* DIRECTIONS *
Return all the entries exactly, keeping pictures out.

* RECORDS PROVIDED *

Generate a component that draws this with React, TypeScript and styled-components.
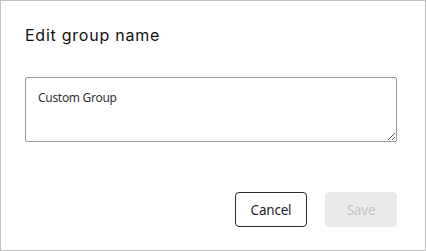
import React from "react";
import styled, { createGlobalStyle } from "styled-components";

const Global = createGlobalStyle`
  html, body { margin: 0; padding: 0; background: #ffffff; }
  * { box-sizing: border-box; }
`;

const Dialog = styled.div`
  width: 426px;
  height: 251px;
  border: 1px solid #c2c2c2;
  background: #ffffff;
  display: flex;
  flex-direction: column;
  padding: 22px 28px 23px 24px;
  font-family: "Noto Sans", sans-serif;
`;

const Title = styled.h2`
  margin: 0;
  font-family: Inter, "Noto Sans", sans-serif;
  font-weight: 400;
  font-size: 16px;
  letter-spacing: 0.75px;
  line-height: 24px;
  color: #111111;
`;

const NameField = styled.textarea`
  margin-top: 30px;
  width: 372px;
  height: 65px;
  border: 1px solid #9a9a9a;
  border-radius: 2px;
  padding: 12px 12px;
  font-family: "Noto Sans", sans-serif;
  font-size: 12px;
  letter-spacing: -0.3px;
  line-height: 16px;
  color: #333333;
  resize: both;
  outline: none;
`;

const Actions = styled.div`
  margin-top: auto;
  display: flex;
  justify-content: flex-end;
  gap: 18px;
`;

const Button = styled.button<{ $variant: "outline" | "disabled" }>`
  width: 72px;
  height: 35px;
  border-radius: 4px;
  font-family: "Noto Sans", sans-serif;
  font-size: 13.5px;
  letter-spacing: -0.2px;
  padding: 0;
  border: 1px solid ${(p) => (p.$variant === "outline" ? "#2b2b2b" : "#ebebeb")};
  background: ${(p) => (p.$variant === "outline" ? "#ffffff" : "#ebebeb")};
  color: ${(p) => (p.$variant === "outline" ? "#1f1f1f" : "#c3c3c3")};
`;

export default function App() {
  return (
    <>
      <Global />
      <Dialog>
        <Title>Edit group name</Title>
        <NameField defaultValue="Custom Group" />
        <Actions>
          <Button $variant="outline">Cancel</Button>
          <Button $variant="disabled" disabled>
            Save
          </Button>
        </Actions>
      </Dialog>
    </>
  );
}
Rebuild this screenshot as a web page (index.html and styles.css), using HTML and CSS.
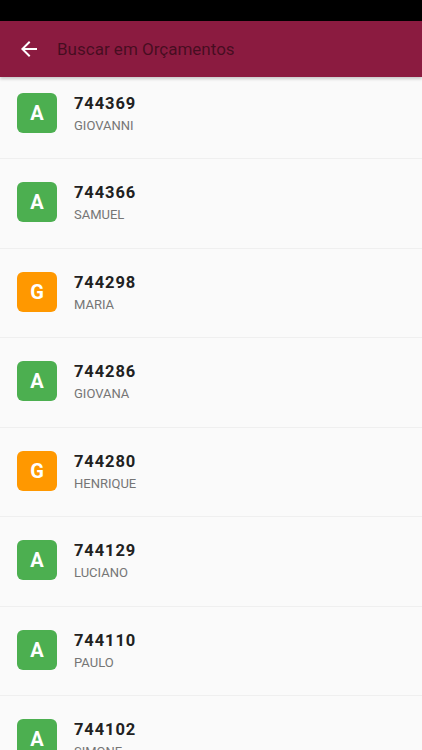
FILE: index.html
```html
<!DOCTYPE html>
<html lang="pt">
  <head>
    <meta charset="utf-8">
    <link rel="stylesheet" href="styles.css">
  </head>
  <body>
    <div class="statusbar"></div>
    <header class="appbar">
      <svg class="back" viewBox="0 0 24 24" width="24" height="24">
        <path d="M20 11H7.83l5.59-5.59L12 4l-8 8 8 8 1.41-1.41L7.83 13H20v-2z" fill="#fff"/>
      </svg>
      <span class="search">Buscar em Orçamentos</span>
    </header>
    <div class="content">
      <ul class="list">
        <li class="row">
          <div class="badge green">A</div>
          <div class="info"><div class="num">744369</div><div class="name">GIOVANNI</div></div>
        </li>
        <li class="row">
          <div class="badge green">A</div>
          <div class="info"><div class="num">744366</div><div class="name">SAMUEL</div></div>
        </li>
        <li class="row">
          <div class="badge orange">G</div>
          <div class="info"><div class="num">744298</div><div class="name">MARIA</div></div>
        </li>
        <li class="row">
          <div class="badge green">A</div>
          <div class="info"><div class="num">744286</div><div class="name">GIOVANA</div></div>
        </li>
        <li class="row">
          <div class="badge orange">G</div>
          <div class="info"><div class="num">744280</div><div class="name">HENRIQUE</div></div>
        </li>
        <li class="row">
          <div class="badge green">A</div>
          <div class="info"><div class="num">744129</div><div class="name">LUCIANO</div></div>
        </li>
        <li class="row">
          <div class="badge green">A</div>
          <div class="info"><div class="num">744110</div><div class="name">PAULO</div></div>
        </li>
        <li class="row">
          <div class="badge green">A</div>
          <div class="info"><div class="num">744102</div><div class="name">SIMONE</div></div>
        </li>
      </ul>
    </div>
  </body>
</html>
```

FILE: styles.css
```css
html, body {
  margin: 0;
  height: 100%;
  overflow: hidden;
}
body {
  background: #fafafa;
  font-family: Roboto, "Noto Sans", sans-serif;
  display: flex;
  flex-direction: column;
}
.statusbar {
  height: 21px;
  background: #000;
  flex: none;
}
.appbar {
  height: 56px;
  flex: none;
  background: #8b1b40;
  display: flex;
  align-items: center;
  padding-left: 17px;
  position: relative;
  z-index: 2;
  box-shadow: 0 2px 3px rgba(0,0,0,0.2);
}
.back {
  flex: none;
}
.search {
  margin-left: 16px;
  font-size: 17px;
  color: rgba(0, 0, 0, 0.5);
}
.content {
  flex: 1;
  overflow: hidden;
}
.list {
  list-style: none;
  margin: -7.5px 0 0;
  padding: 0;
}
.row {
  height: 89.5px;
  box-sizing: border-box;
  border-bottom: 1px solid #efefef;
  display: flex;
  align-items: center;
  padding: 0 0 2px 17px;
}
.badge {
  width: 40px;
  height: 40px;
  border-radius: 6px;
  color: #fff;
  font-weight: bold;
  font-size: 20px;
  display: flex;
  align-items: center;
  justify-content: center;
  flex: none;
}
.green { background: #4caf50; }
.orange { background: #ff9800; }
.info {
  margin: 4px 0 0 17px;
}
.num {
  font-size: 16.5px;
  font-weight: bold;
  letter-spacing: 0.9px;
  color: #212121;
  line-height: 20px;
}
.name {
  font-size: 13px;
  color: #757575;
  line-height: 20px;
  margin-top: 2px;
}
```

* OUTPUT FOR THIS TASK *
Generate a component that draws this with React, TypeScript and styled-components.
import React from "react";
import styled, { createGlobalStyle } from "styled-components";

const Global = createGlobalStyle`
  html, body { margin: 0; padding: 0; background: #ffffff; }
  * { box-sizing: border-box; }
`;

const Dialog = styled.div`
  width: 426px;
  height: 251px;
  border: 1px solid #c2c2c2;
  background: #ffffff;
  display: flex;
  flex-direction: column;
  padding: 22px 28px 23px 24px;
  font-family: "Noto Sans", sans-serif;
`;

const Title = styled.h2`
  margin: 0;
  font-family: Inter, "Noto Sans", sans-serif;
  font-weight: 400;
  font-size: 16px;
  letter-spacing: 0.75px;
  line-height: 24px;
  color: #111111;
`;

const NameField = styled.textarea`
  margin-top: 30px;
  width: 372px;
  height: 65px;
  border: 1px solid #9a9a9a;
  border-radius: 2px;
  padding: 12px 12px;
  font-family: "Noto Sans", sans-serif;
  font-size: 12px;
  letter-spacing: -0.3px;
  line-height: 16px;
  color: #333333;
  resize: both;
  outline: none;
`;

const Actions = styled.div`
  margin-top: auto;
  display: flex;
  justify-content: flex-end;
  gap: 18px;
`;

const Button = styled.button<{ $variant: "outline" | "disabled" }>`
  width: 72px;
  height: 35px;
  border-radius: 4px;
  font-family: "Noto Sans", sans-serif;
  font-size: 13.5px;
  letter-spacing: -0.2px;
  padding: 0;
  border: 1px solid ${(p) => (p.$variant === "outline" ? "#2b2b2b" : "#ebebeb")};
  background: ${(p) => (p.$variant === "outline" ? "#ffffff" : "#ebebeb")};
  color: ${(p) => (p.$variant === "outline" ? "#1f1f1f" : "#c3c3c3")};
`;

export default function App() {
  return (
    <>
      <Global />
      <Dialog>
        <Title>Edit group name</Title>
        <NameField defaultValue="Custom Group" />
        <Actions>
          <Button $variant="outline">Cancel</Button>
          <Button $variant="disabled" disabled>
            Save
          </Button>
        </Actions>
      </Dialog>
    </>
  );
}
Rebuild this screenshot as a web page (index.html and styles.css), using HTML and CSS.
FILE: index.html
```html
<!DOCTYPE html>
<html lang="pt">
  <head>
    <meta charset="utf-8">
    <link rel="stylesheet" href="styles.css">
  </head>
  <body>
    <div class="statusbar"></div>
    <header class="appbar">
      <svg class="back" viewBox="0 0 24 24" width="24" height="24">
        <path d="M20 11H7.83l5.59-5.59L12 4l-8 8 8 8 1.41-1.41L7.83 13H20v-2z" fill="#fff"/>
      </svg>
      <span class="search">Buscar em Orçamentos</span>
    </header>
    <div class="content">
      <ul class="list">
        <li class="row">
          <div class="badge green">A</div>
          <div class="info"><div class="num">744369</div><div class="name">GIOVANNI</div></div>
        </li>
        <li class="row">
          <div class="badge green">A</div>
          <div class="info"><div class="num">744366</div><div class="name">SAMUEL</div></div>
        </li>
        <li class="row">
          <div class="badge orange">G</div>
          <div class="info"><div class="num">744298</div><div class="name">MARIA</div></div>
        </li>
        <li class="row">
          <div class="badge green">A</div>
          <div class="info"><div class="num">744286</div><div class="name">GIOVANA</div></div>
        </li>
        <li class="row">
          <div class="badge orange">G</div>
          <div class="info"><div class="num">744280</div><div class="name">HENRIQUE</div></div>
        </li>
        <li class="row">
          <div class="badge green">A</div>
          <div class="info"><div class="num">744129</div><div class="name">LUCIANO</div></div>
        </li>
        <li class="row">
          <div class="badge green">A</div>
          <div class="info"><div class="num">744110</div><div class="name">PAULO</div></div>
        </li>
        <li class="row">
          <div class="badge green">A</div>
          <div class="info"><div class="num">744102</div><div class="name">SIMONE</div></div>
        </li>
      </ul>
    </div>
  </body>
</html>
```

FILE: styles.css
```css
html, body {
  margin: 0;
  height: 100%;
  overflow: hidden;
}
body {
  background: #fafafa;
  font-family: Roboto, "Noto Sans", sans-serif;
  display: flex;
  flex-direction: column;
}
.statusbar {
  height: 21px;
  background: #000;
  flex: none;
}
.appbar {
  height: 56px;
  flex: none;
  background: #8b1b40;
  display: flex;
  align-items: center;
  padding-left: 17px;
  position: relative;
  z-index: 2;
  box-shadow: 0 2px 3px rgba(0,0,0,0.2);
}
.back {
  flex: none;
}
.search {
  margin-left: 16px;
  font-size: 17px;
  color: rgba(0, 0, 0, 0.5);
}
.content {
  flex: 1;
  overflow: hidden;
}
.list {
  list-style: none;
  margin: -7.5px 0 0;
  padding: 0;
}
.row {
  height: 89.5px;
  box-sizing: border-box;
  border-bottom: 1px solid #efefef;
  display: flex;
  align-items: center;
  padding: 0 0 2px 17px;
}
.badge {
  width: 40px;
  height: 40px;
  border-radius: 6px;
  color: #fff;
  font-weight: bold;
  font-size: 20px;
  display: flex;
  align-items: center;
  justify-content: center;
  flex: none;
}
.green { background: #4caf50; }
.orange { background: #ff9800; }
.info {
  margin: 4px 0 0 17px;
}
.num {
  font-size: 16.5px;
  font-weight: bold;
  letter-spacing: 0.9px;
  color: #212121;
  line-height: 20px;
}
.name {
  font-size: 13px;
  color: #757575;
  line-height: 20px;
  margin-top: 2px;
}
```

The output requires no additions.